● Description of the task: In the material below, the lines containing the word "screenshot" are required; copy each of them.
*** Dataset excerpts ***
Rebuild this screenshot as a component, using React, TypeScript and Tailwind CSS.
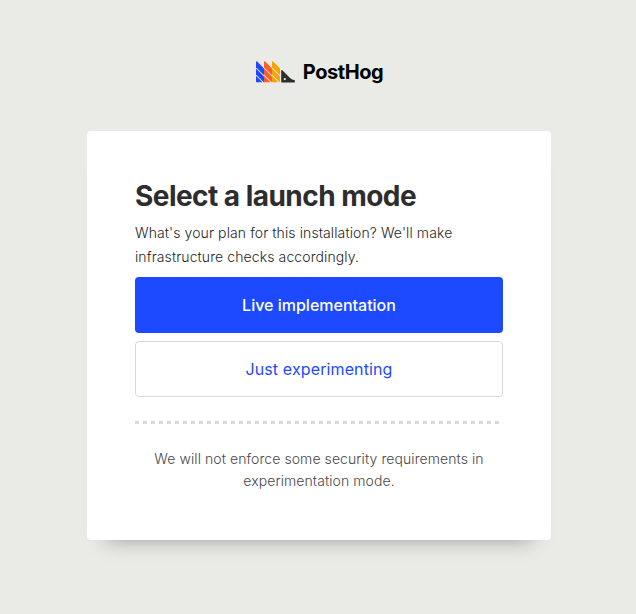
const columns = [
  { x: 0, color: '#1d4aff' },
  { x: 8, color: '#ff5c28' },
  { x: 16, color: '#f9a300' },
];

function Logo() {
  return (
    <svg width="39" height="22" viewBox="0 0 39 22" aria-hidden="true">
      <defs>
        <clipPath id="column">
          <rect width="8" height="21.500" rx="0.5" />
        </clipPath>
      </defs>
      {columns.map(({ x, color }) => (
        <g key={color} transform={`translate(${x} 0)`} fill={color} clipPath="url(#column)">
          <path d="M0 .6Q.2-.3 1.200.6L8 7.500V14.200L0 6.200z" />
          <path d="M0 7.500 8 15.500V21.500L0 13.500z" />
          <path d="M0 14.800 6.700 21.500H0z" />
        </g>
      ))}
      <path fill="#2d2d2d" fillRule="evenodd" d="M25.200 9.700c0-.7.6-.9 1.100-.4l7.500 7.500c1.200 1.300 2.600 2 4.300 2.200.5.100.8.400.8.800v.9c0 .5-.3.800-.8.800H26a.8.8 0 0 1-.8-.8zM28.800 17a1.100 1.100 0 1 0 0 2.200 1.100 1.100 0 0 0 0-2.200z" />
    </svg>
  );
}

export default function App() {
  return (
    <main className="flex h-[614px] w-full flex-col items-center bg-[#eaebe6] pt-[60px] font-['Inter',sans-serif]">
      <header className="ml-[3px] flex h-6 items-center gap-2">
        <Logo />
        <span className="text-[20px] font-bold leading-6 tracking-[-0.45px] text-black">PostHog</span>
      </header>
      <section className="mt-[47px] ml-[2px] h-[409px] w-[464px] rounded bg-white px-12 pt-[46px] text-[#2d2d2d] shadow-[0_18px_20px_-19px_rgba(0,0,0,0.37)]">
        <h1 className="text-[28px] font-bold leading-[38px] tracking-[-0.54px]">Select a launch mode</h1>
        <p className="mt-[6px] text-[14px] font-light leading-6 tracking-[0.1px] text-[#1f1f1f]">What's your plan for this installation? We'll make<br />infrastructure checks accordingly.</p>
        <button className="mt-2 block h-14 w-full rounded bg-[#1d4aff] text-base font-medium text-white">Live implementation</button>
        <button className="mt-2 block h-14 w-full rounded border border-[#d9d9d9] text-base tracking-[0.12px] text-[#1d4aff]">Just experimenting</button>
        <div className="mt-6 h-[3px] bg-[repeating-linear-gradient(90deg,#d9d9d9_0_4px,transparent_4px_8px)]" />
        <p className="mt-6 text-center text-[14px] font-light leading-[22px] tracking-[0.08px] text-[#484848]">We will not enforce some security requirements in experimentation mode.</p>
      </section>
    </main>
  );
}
***
*** Dataset excerpts ***
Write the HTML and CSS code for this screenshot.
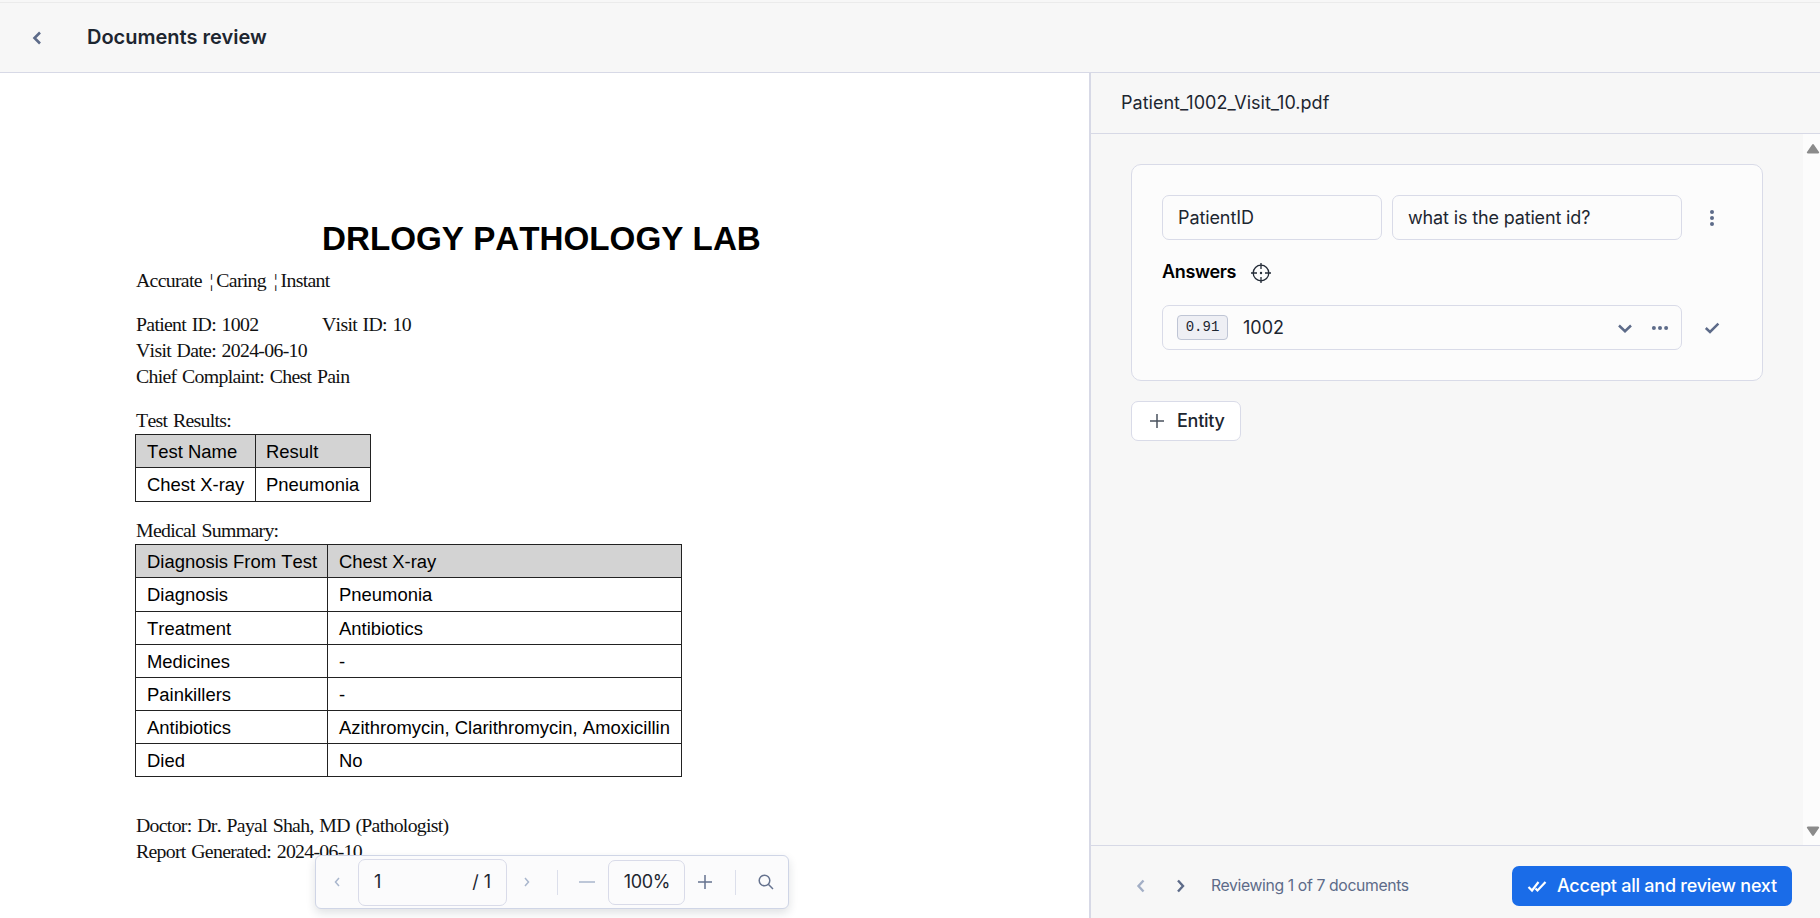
***
● Solution for this task:
Rebuild this screenshot as a component, using React, TypeScript and Tailwind CSS.
Write the HTML and CSS code for this screenshot.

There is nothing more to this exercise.